Output, please, exactly those lines of the listing that come before the line with "const GRAY = '#989898';", along with that line itself.
-------------------------
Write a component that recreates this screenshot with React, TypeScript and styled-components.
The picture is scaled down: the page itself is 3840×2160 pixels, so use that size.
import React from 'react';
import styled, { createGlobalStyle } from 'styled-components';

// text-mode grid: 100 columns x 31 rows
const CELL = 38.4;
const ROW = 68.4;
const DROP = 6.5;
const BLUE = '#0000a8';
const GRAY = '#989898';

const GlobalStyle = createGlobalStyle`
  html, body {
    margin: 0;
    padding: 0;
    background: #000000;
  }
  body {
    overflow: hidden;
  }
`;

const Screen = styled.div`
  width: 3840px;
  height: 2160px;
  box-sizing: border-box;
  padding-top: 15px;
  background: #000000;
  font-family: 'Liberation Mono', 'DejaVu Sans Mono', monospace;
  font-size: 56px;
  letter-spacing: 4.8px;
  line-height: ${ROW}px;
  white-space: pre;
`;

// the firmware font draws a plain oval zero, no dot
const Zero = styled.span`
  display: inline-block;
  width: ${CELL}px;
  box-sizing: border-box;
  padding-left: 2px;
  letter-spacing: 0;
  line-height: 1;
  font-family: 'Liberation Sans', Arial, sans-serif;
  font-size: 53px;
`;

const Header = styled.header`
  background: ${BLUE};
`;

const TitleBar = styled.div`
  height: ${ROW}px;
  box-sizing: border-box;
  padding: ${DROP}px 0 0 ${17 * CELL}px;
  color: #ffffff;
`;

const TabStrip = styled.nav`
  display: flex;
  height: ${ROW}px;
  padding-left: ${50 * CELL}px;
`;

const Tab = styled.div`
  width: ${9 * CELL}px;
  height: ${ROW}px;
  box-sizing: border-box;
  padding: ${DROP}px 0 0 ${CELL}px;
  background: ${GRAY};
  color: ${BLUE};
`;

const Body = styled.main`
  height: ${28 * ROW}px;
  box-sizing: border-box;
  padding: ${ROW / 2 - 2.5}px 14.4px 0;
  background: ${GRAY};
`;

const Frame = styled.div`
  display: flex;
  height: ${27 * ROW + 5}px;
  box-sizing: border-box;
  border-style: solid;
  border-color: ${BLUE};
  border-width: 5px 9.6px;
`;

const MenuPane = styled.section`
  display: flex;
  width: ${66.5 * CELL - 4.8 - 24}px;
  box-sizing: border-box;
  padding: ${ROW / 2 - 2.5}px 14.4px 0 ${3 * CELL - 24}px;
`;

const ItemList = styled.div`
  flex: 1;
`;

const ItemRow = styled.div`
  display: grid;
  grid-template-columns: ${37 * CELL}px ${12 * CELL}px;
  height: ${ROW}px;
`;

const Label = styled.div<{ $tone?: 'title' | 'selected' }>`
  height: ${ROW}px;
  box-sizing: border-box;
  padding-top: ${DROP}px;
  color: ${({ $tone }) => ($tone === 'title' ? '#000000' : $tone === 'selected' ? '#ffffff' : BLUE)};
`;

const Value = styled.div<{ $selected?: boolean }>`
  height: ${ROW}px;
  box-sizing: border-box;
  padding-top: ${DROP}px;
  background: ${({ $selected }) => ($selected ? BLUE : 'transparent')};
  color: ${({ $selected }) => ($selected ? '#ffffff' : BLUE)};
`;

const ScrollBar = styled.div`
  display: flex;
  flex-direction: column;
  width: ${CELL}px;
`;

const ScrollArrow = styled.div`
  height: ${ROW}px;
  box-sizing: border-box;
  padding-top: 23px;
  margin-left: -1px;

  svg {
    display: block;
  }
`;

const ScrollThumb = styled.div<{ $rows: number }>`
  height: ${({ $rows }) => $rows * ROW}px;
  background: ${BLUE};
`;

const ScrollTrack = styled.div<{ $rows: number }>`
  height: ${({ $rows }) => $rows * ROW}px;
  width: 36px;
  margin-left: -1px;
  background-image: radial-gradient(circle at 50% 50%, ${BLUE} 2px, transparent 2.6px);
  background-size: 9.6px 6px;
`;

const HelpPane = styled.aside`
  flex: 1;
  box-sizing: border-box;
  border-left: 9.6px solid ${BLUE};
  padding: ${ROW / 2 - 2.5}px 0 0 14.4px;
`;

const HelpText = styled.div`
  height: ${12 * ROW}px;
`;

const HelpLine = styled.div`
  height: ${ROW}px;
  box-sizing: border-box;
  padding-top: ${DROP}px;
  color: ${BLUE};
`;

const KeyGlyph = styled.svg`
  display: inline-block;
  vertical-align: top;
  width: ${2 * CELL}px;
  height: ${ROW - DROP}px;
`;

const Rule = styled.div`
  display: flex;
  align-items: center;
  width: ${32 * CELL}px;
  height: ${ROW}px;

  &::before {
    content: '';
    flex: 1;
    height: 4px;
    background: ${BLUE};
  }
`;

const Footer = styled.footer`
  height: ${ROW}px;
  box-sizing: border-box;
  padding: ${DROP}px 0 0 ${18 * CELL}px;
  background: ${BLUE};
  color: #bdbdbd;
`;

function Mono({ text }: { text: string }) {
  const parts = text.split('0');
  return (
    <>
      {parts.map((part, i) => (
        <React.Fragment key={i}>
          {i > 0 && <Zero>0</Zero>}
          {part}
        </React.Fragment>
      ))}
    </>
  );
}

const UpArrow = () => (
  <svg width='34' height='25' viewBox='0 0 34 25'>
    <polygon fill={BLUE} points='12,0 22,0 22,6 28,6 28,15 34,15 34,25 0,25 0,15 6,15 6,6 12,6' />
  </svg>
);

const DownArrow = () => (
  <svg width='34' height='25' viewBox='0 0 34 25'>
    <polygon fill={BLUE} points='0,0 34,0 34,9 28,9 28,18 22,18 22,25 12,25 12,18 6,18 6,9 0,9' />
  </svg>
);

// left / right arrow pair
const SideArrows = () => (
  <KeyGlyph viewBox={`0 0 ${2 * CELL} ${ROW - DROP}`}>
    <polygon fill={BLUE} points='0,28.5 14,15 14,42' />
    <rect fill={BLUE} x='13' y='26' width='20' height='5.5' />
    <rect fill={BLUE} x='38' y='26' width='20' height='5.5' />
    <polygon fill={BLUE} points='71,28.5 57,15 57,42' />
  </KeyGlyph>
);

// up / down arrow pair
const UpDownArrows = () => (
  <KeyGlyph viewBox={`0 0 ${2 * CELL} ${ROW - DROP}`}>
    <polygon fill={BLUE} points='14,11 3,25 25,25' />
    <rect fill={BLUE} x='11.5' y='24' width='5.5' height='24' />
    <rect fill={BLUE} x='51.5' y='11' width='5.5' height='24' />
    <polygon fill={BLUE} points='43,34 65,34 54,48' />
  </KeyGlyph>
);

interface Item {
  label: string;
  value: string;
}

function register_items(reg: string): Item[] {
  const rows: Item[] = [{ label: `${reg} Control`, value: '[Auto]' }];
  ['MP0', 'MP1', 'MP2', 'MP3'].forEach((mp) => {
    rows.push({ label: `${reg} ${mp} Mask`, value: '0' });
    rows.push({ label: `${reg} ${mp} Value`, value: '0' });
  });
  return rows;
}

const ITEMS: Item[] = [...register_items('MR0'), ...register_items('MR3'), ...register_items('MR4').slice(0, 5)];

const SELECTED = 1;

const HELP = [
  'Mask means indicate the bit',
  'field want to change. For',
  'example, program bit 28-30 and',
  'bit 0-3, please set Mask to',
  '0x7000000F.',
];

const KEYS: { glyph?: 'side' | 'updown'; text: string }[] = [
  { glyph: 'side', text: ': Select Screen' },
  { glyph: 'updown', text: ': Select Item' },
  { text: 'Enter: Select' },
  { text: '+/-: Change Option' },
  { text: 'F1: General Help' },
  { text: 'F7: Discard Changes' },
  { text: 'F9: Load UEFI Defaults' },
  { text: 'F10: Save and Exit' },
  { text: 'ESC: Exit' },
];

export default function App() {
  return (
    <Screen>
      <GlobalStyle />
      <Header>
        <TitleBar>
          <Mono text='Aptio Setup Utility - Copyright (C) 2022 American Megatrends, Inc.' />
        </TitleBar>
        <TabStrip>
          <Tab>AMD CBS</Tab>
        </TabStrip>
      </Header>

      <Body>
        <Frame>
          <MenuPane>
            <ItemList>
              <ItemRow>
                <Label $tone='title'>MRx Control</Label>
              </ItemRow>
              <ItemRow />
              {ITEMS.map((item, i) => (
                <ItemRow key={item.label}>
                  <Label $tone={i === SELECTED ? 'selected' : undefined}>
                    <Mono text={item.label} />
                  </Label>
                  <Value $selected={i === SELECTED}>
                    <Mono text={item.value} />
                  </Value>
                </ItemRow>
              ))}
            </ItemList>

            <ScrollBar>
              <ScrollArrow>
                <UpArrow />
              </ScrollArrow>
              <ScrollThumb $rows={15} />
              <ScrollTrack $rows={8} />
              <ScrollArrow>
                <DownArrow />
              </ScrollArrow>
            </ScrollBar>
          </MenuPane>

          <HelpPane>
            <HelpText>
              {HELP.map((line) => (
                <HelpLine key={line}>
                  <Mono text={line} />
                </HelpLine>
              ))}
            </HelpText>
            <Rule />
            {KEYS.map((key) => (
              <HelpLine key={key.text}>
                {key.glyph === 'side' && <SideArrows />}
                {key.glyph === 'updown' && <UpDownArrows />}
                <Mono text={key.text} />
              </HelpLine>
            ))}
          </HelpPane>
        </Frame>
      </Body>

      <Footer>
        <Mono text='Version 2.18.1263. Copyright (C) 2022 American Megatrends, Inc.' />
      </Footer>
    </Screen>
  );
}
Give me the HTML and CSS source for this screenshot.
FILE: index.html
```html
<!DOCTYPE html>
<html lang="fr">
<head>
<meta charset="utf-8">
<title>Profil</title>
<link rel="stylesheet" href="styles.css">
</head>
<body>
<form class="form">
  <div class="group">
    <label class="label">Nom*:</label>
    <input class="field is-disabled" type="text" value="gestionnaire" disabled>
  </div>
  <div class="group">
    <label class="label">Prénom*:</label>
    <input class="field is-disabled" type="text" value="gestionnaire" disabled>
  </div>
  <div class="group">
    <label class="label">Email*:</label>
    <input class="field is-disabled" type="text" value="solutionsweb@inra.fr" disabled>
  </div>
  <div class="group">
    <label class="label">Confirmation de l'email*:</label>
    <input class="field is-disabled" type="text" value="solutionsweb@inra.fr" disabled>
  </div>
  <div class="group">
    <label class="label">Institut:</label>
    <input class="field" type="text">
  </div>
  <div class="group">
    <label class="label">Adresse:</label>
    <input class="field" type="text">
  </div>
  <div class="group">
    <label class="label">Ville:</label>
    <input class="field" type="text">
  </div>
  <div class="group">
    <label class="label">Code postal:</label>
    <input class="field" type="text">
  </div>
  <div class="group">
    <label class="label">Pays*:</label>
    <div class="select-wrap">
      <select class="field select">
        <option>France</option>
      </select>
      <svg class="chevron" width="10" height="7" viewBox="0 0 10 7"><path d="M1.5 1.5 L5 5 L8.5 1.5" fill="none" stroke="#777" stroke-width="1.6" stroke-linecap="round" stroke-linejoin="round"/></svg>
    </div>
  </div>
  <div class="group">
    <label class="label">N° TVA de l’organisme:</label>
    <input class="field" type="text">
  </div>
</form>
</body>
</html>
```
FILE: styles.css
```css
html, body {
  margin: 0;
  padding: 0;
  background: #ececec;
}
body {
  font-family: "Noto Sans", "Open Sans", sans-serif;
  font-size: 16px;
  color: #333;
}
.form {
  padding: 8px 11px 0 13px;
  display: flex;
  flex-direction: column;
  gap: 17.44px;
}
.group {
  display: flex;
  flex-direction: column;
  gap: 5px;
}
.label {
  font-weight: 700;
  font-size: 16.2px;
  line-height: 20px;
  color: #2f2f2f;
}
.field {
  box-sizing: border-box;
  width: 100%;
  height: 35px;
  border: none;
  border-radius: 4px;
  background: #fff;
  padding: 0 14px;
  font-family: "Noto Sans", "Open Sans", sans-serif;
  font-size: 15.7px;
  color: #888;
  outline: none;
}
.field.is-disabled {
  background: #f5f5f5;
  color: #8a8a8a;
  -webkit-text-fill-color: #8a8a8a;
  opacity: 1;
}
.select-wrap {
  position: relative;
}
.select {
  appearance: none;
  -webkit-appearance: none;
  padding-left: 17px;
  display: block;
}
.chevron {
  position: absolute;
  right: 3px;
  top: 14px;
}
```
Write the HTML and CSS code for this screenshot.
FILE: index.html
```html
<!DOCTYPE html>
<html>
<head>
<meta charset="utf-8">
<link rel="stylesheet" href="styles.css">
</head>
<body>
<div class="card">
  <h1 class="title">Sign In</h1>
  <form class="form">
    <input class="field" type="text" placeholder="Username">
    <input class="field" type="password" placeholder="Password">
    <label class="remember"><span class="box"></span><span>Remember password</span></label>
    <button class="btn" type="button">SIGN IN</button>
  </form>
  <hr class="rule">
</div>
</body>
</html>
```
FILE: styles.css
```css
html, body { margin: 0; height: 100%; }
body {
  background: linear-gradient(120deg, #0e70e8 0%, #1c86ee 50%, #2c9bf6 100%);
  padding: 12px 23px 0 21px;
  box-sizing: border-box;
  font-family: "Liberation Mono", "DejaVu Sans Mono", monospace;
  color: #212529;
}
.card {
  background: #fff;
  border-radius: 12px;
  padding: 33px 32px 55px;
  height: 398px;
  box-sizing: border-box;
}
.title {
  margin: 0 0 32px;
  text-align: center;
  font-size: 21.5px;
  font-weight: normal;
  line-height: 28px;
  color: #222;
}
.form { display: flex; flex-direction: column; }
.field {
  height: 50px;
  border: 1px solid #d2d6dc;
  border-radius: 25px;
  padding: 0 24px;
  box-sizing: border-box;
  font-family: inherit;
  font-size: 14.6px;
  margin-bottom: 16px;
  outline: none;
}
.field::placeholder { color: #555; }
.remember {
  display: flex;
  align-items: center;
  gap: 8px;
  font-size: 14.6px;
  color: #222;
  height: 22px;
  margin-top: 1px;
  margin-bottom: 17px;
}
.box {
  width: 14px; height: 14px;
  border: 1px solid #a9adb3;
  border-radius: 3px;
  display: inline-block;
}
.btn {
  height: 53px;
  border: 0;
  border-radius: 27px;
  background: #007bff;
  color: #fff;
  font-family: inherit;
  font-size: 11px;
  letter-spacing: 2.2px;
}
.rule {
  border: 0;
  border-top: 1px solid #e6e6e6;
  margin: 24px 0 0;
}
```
-------------------------
* [Result of this exercise]:
Write a component that recreates this screenshot with React, TypeScript and styled-components.
The picture is scaled down: the page itself is 3840×2160 pixels, so use that size.
import React from 'react';
import styled, { createGlobalStyle } from 'styled-components';

// text-mode grid: 100 columns x 31 rows
const CELL = 38.4;
const ROW = 68.4;
const DROP = 6.5;
const BLUE = '#0000a8';
const GRAY = '#989898';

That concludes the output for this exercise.